Великая Москва лежит перед глазами

С Кремлем, возвышенным во образе венца;

Пред взорами Москва — и нет Москвы конца.

А. Ф. Воейков

Эта семейная легенда была записана Л. Н. Толстым уже на склоне лет в его «Воспоминаниях детства».

Г. А. Потемкин, заботясь о выдаче замуж очередной своей племянницы, обратился с соответствующим предложением к блестящему генерал-аншефу екатерининского двора С. Г. Волконскому. Князь не только не оценил оказанной ему чести, но в своем категорическом отказе использовал даже не слишком литературные выражения, заявив, что не желает прикрывать своим именем чужие грехи. Вспыхнула ссора, грозившая немалыми неприятностями генералу, но «златовласая Пленира», как называл ее Г. Р. Державин, «Улыбочка» — Варенька Энгельгардт, судьба которой беспокоила Потемкина, неожиданно и вопреки желанию дяди устроила сама свою судьбу. Ее выбор пал на красавца С. Ф. Голицына, разделившего ее чувства. Молодые поженились. В том же 1779 году женился и С. Г. Волконский, решивший на всякий случай обезопасить свое доброе имя. Женой генерала стала тридцатилетняя и никак не блиставшая внешностью княжна Е. Д. Трубецкая.

Обе семьи поселились в Москве, к тому же неподалеку друг от друга. Волконским принадлежал дом на Воздвиженке, Голицыным — чуть не половина начавшегося от Арбатской площади Никитского бульвара. Со временем, забыв прошлое, соседи подружились и стали мечтать породниться, тем более что у Голицыных было десять сыновей, а у Волконских единственная дочь Марья, родившаяся, когда матери исполнилось сорок лет. Марья Волконская и в самом деле влюбилась в одного из Голицыных, родители назначили день свадьбы, но накануне венчания жених умер от простудной горячки. Шестнадцатилетняя невеста очень тяжело пережила утрату и только тридцати лет дала согласие выйти замуж за Николая Ильича Толстого. Тем не менее память о первом женихе она продолжала хранить и его именем назвала своего любимого сына Льва.

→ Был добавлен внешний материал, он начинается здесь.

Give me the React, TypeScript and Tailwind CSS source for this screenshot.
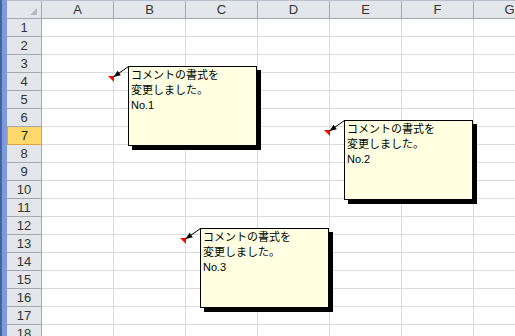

Л. Н. Толстой говорил, что в жизни его матери единственным смыслом всегда оставалась любовь, сначала к жениху, потом к сыну. Писатель отнесся вполне серьезно к семейному преданию и даже проверял по генеалогическим справочникам сыновей Голицыных, отметив для себя, что Льва среди них не было. Однако сомнения Толстого нетрудно рассеять. Среди детей Голицыных действительно находился сын, родившийся в 1787 и умерший перед своей свадьбой в 1807 году, когда княжне Марье Волконской шел семнадцатый год. Только имя его было дано первенцу Толстых — Николаю, старшему брату писателя. Княжна Марья осталась жить под своим неизменным именем в «Войне и мире», как и ее отец, старый князь Болконский, деливший свою жизнь между Ясной Поляной — «Лысыми горами» и домом на Воздвиженке. Это его на основании одних семейных рассказов и портретов воспроизводит с такой удивительной живостью Толстой:

«Порядок в его образе жизни был доведен до последней степени точности. С людьми, окружавшими его, от дочери до слуг, князь был резок и неизменно требователен, и потому, не быв жестоким, он возбуждал к себе страх и почтительность, каких нелегко мог бы добиться самый жестокий человек. Несмотря на то, что он был в отставке и не имел теперь никакого значения в государственных делах, каждый начальник той губернии, где было имение князя, считал своим долгом являться к нему, и точно так же, как архитектор, садовник или княжна Марья, дожидался назначенного часа выхода князя в высокой официантской. И каждый в этой официантской испытывал то же чувство почтительности и даже страха в то время, как отворялась громадно-высокая дверь кабинета и показывалась в напудренном парике невысокая фигура старика, с маленькими, сухими ручками и серыми висячими бровями, иногда, когда он насупливался, застилавшими блеск умных и точно молодых блестящих глаз. Эта суровость и сухость старика производила на всех окружающих его такое тяжелое впечатление, что даже сама княжна Марья, единственная и любимая дочь князя Болконского, крестилась и шептала молитву, входя в его кабинет».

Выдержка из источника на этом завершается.